Où en est justement le couple franco-allemand ?
Il y a un vrai besoin de travailler ensemble. La mécanique fonctionne, mais sur le fond des choses, notamment sur la vision du modèle économique européen, il existe des divergences. Par rapport à la Chine, notamment, où la position allemande est qu’il faut renforcer les liens économiques avec Pékin… Paris et Berlin doivent aujourd’hui également réfléchir à l’évolution de la gouvernance de la zone euro et aux capacités budgétaires de l’Union européenne (UE). Si les deux peuvent faire avancer des idées, très bien. Mais s’ils sont en désaccord et se contredisent, cela affaiblira considérablement l’UE. La sécurité en Europe est remise en question depuis la guerre en Ukraine. Or, il faut des réponses sur comment financer le soutien aux Ukrainiens, comment se positionner face aux Américains, comment développer une politique européenne commune. Cela mérite une réponse franco-allemande concertée.
Qu’a réussi Emmanuel Macron en Europe jusqu’ici, et qu’a-t-il raté ?
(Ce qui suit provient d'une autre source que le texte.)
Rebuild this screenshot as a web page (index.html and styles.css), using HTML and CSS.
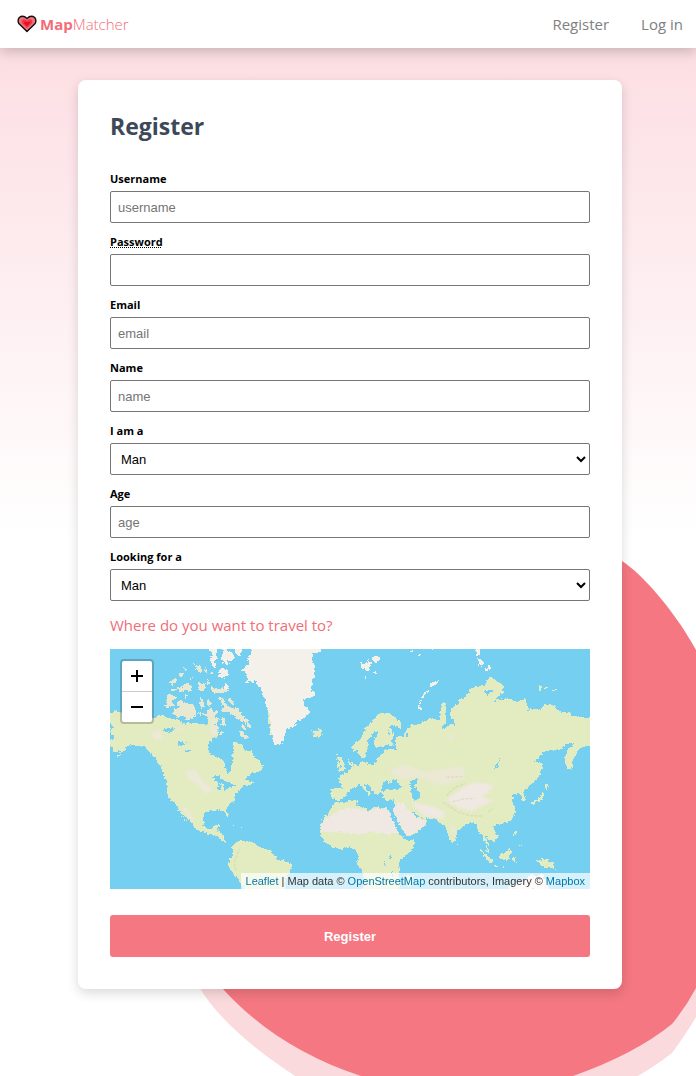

Il a mis en avant le besoin d’un débat sur l’autonomie stratégique de l’UE, sur son rôle à l’international. Avec le discours de Bratislava, tenu en mai 2023, il a aussi opéré un virage à 180 degrès sur l’élargissement de l’UE en Europe centrale et orientale. Mais il n’a pas réussi à créer avec d’autres une vraie dynamique sur la politique de financement d’une UE élargie –une thématique qu’il pourrait aborder aujourd’hui dans son discours. Il faut désormais préparer l’Union à ce qu’elle grandisse géographiquement, tout en faisant en sorte qu’elle garde sa capacité d’action. La sécurité et la défense européenne restent également des sujets cruciaux, surtout si Trump est réélu président des Etats-Unis. Mais même s’il ne l’est pas, les Américains demanderont à l’Europe de faire plus pour sa propre sécurité, car ils sont désormais tournés vers l’Asie.